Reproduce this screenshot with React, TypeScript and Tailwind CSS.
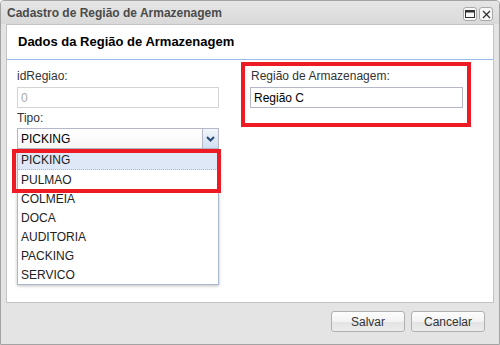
const tipos = ['PICKING', 'PULMAO', 'COLMEIA', 'DOCA', 'AUDITORIA', 'PACKING', 'SERVICO']

function ToolButton({ kind }: { kind: 'max' | 'close' }) {
	return (
		<div className="w-[14px] h-[14px] rounded-[3px] border border-[#a8a8a8] bg-[#f7f7f7] flex items-center justify-center">
			{kind === 'max' ? (
				<svg width="10" height="8" viewBox="0 0 10 8">
					<rect x="0.5" y="0.5" width="9" height="7" fill="none" stroke="#333" />
					<rect x="0.5" y="0.5" width="9" height="2" fill="#333" />
				</svg>
			) : (
				<svg width="9" height="9" viewBox="0 0 9 9">
					<path d="M1 1L8 8M8 1L1 8" stroke="#333" strokeWidth="1.3" />
				</svg>
			)}
		</div>
	)
}

function FooterButton({ label }: { label: string }) {
	return (
		<button className="h-[21px] w-[74px] rounded-[3px] border border-[#b0b0b0] bg-[linear-gradient(#fdfdfd_0%,#f3f3f3_50%,#e3e3e3_51%,#ececec_100%)] text-[12px] text-[#333] leading-none">
			{label}
		</button>
	)
}

export default function App() {
	return (
		<div className="w-[500px] h-[345px] bg-[#e4e4e4] border border-[#a3a3a3] rounded-t-[4px] flex flex-col font-['Liberation_Sans',Arial,sans-serif] text-[12px] text-[#333] overflow-hidden">
			<div className="h-[23px] shrink-0 flex items-center justify-between pl-[6px] pr-[6px] bg-[linear-gradient(#e6e6e6,#d9d9d9)]">
				<span className="font-bold text-[12px] text-[#4b4b4b]">Cadastro de Região de Armazenagem</span>
				<div className="flex gap-[2px] mt-[3px]">
					<ToolButton kind="max" />
					<ToolButton kind="close" />
				</div>
			</div>
			<div className="mx-[5px] h-[279px] shrink-0 bg-white border border-[#c4c4c4] relative">
				<div className="h-[35px] border-b border-[#99bbe8] flex items-center pl-[11px]">
					<h2 className="font-bold text-[13px] text-black">Dados da Região de Armazenagem</h2>
				</div>
				<div className="flex items-start pl-[10px] pt-[2px] gap-[22px]">
					<div className="w-[202px] mt-[7px] relative">
						<label className="block h-[14px] leading-[14px] text-[#333]">idRegiao:</label>
						<div className="mt-[4px] h-[21px] border border-[#d4d4d4] flex items-center px-[3px] text-[#aaa]">0</div>
						<label className="block mt-[3px] h-[14px] leading-[14px] text-[#333]">Tipo:</label>
						<div className="mt-[3px] h-[21px] border border-[#b5b8c8] flex">
							<div className="flex-1 flex items-center px-[3px] text-black bg-[linear-gradient(#ffffff,#f6f6f6)]">PICKING</div>
							<div className="w-[16px] border-l border-[#b5b8c8] bg-[linear-gradient(#f2f6fb,#cfdff2)] flex items-center justify-center">
								<svg width="9" height="6" viewBox="0 0 9 6">
									<path d="M1 1L4.5 4.5L8 1" fill="none" stroke="#2a4a78" strokeWidth="2" />
								</svg>
							</div>
						</div>
						<ul className="absolute left-0 top-[81px] w-[202px] bg-white border border-[#a9b8cf] shadow-[0_1px_3px_rgba(0,0,0,0.25)]">
							{tipos.map((t, i) => (
								<li
									key={t}
									className={
										i === 0
											? 'h-[19px] flex items-center px-[3px] bg-[#dfe8f6] border-b border-dotted border-[#a3bae9] text-[#222]'
											: 'h-[19px] flex items-center px-[3px] text-[#222]'
									}
								>
									{t}
								</li>
							))}
						</ul>
						<div className="absolute left-[-5px] top-[80px] w-[209px] h-[44px] border-4 border-[#ed1c24]" />
					</div>
					<div className="w-[230px] h-[65px] border-4 border-[#ed1c24] pl-[5px] pr-[4px] pt-[3px]">
						<label className="block h-[14px] leading-[14px] pl-[1px] text-[#333]">Região de Armazenagem:</label>
						<div className="mt-[4px] h-[21px] border border-[#b5b8c8] flex items-center px-[3px] text-black">Região C</div>
					</div>
				</div>
			</div>
			<div className="flex-1 flex justify-end items-start pt-[8px] pr-[14px] gap-[6px]">
				<FooterButton label="Salvar" />
				<FooterButton label="Cancelar" />
			</div>
		</div>
	)
}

- Challenge
Skip the images and write out the rest of the listing exactly.

- Exercise output
Reproduce this screenshot with React, TypeScript and Tailwind CSS.
const tipos = ['PICKING', 'PULMAO', 'COLMEIA', 'DOCA', 'AUDITORIA', 'PACKING', 'SERVICO']

function ToolButton({ kind }: { kind: 'max' | 'close' }) {
	return (
		<div className="w-[14px] h-[14px] rounded-[3px] border border-[#a8a8a8] bg-[#f7f7f7] flex items-center justify-center">
			{kind === 'max' ? (
				<svg width="10" height="8" viewBox="0 0 10 8">
					<rect x="0.5" y="0.5" width="9" height="7" fill="none" stroke="#333" />
					<rect x="0.5" y="0.5" width="9" height="2" fill="#333" />
				</svg>
			) : (
				<svg width="9" height="9" viewBox="0 0 9 9">
					<path d="M1 1L8 8M8 1L1 8" stroke="#333" strokeWidth="1.3" />
				</svg>
			)}
		</div>
	)
}

function FooterButton({ label }: { label: string }) {
	return (
		<button className="h-[21px] w-[74px] rounded-[3px] border border-[#b0b0b0] bg-[linear-gradient(#fdfdfd_0%,#f3f3f3_50%,#e3e3e3_51%,#ececec_100%)] text-[12px] text-[#333] leading-none">
			{label}
		</button>
	)
}

export default function App() {
	return (
		<div className="w-[500px] h-[345px] bg-[#e4e4e4] border border-[#a3a3a3] rounded-t-[4px] flex flex-col font-['Liberation_Sans',Arial,sans-serif] text-[12px] text-[#333] overflow-hidden">
			<div className="h-[23px] shrink-0 flex items-center justify-between pl-[6px] pr-[6px] bg-[linear-gradient(#e6e6e6,#d9d9d9)]">
				<span className="font-bold text-[12px] text-[#4b4b4b]">Cadastro de Região de Armazenagem</span>
				<div className="flex gap-[2px] mt-[3px]">
					<ToolButton kind="max" />
					<ToolButton kind="close" />
				</div>
			</div>
			<div className="mx-[5px] h-[279px] shrink-0 bg-white border border-[#c4c4c4] relative">
				<div className="h-[35px] border-b border-[#99bbe8] flex items-center pl-[11px]">
					<h2 className="font-bold text-[13px] text-black">Dados da Região de Armazenagem</h2>
				</div>
				<div className="flex items-start pl-[10px] pt-[2px] gap-[22px]">
					<div className="w-[202px] mt-[7px] relative">
						<label className="block h-[14px] leading-[14px] text-[#333]">idRegiao:</label>
						<div className="mt-[4px] h-[21px] border border-[#d4d4d4] flex items-center px-[3px] text-[#aaa]">0</div>
						<label className="block mt-[3px] h-[14px] leading-[14px] text-[#333]">Tipo:</label>
						<div className="mt-[3px] h-[21px] border border-[#b5b8c8] flex">
							<div className="flex-1 flex items-center px-[3px] text-black bg-[linear-gradient(#ffffff,#f6f6f6)]">PICKING</div>
							<div className="w-[16px] border-l border-[#b5b8c8] bg-[linear-gradient(#f2f6fb,#cfdff2)] flex items-center justify-center">
								<svg width="9" height="6" viewBox="0 0 9 6">
									<path d="M1 1L4.5 4.5L8 1" fill="none" stroke="#2a4a78" strokeWidth="2" />
								</svg>
							</div>
						</div>
						<ul className="absolute left-0 top-[81px] w-[202px] bg-white border border-[#a9b8cf] shadow-[0_1px_3px_rgba(0,0,0,0.25)]">
							{tipos.map((t, i) => (
								<li
									key={t}
									className={
										i === 0
											? 'h-[19px] flex items-center px-[3px] bg-[#dfe8f6] border-b border-dotted border-[#a3bae9] text-[#222]'
											: 'h-[19px] flex items-center px-[3px] text-[#222]'
									}
								>
									{t}
								</li>
							))}
						</ul>
						<div className="absolute left-[-5px] top-[80px] w-[209px] h-[44px] border-4 border-[#ed1c24]" />
					</div>
					<div className="w-[230px] h-[65px] border-4 border-[#ed1c24] pl-[5px] pr-[4px] pt-[3px]">
						<label className="block h-[14px] leading-[14px] pl-[1px] text-[#333]">Região de Armazenagem:</label>
						<div className="mt-[4px] h-[21px] border border-[#b5b8c8] flex items-center px-[3px] text-black">Região C</div>
					</div>
				</div>
			</div>
			<div className="flex-1 flex justify-end items-start pt-[8px] pr-[14px] gap-[6px]">
				<FooterButton label="Salvar" />
				<FooterButton label="Cancelar" />
			</div>
		</div>
	)
}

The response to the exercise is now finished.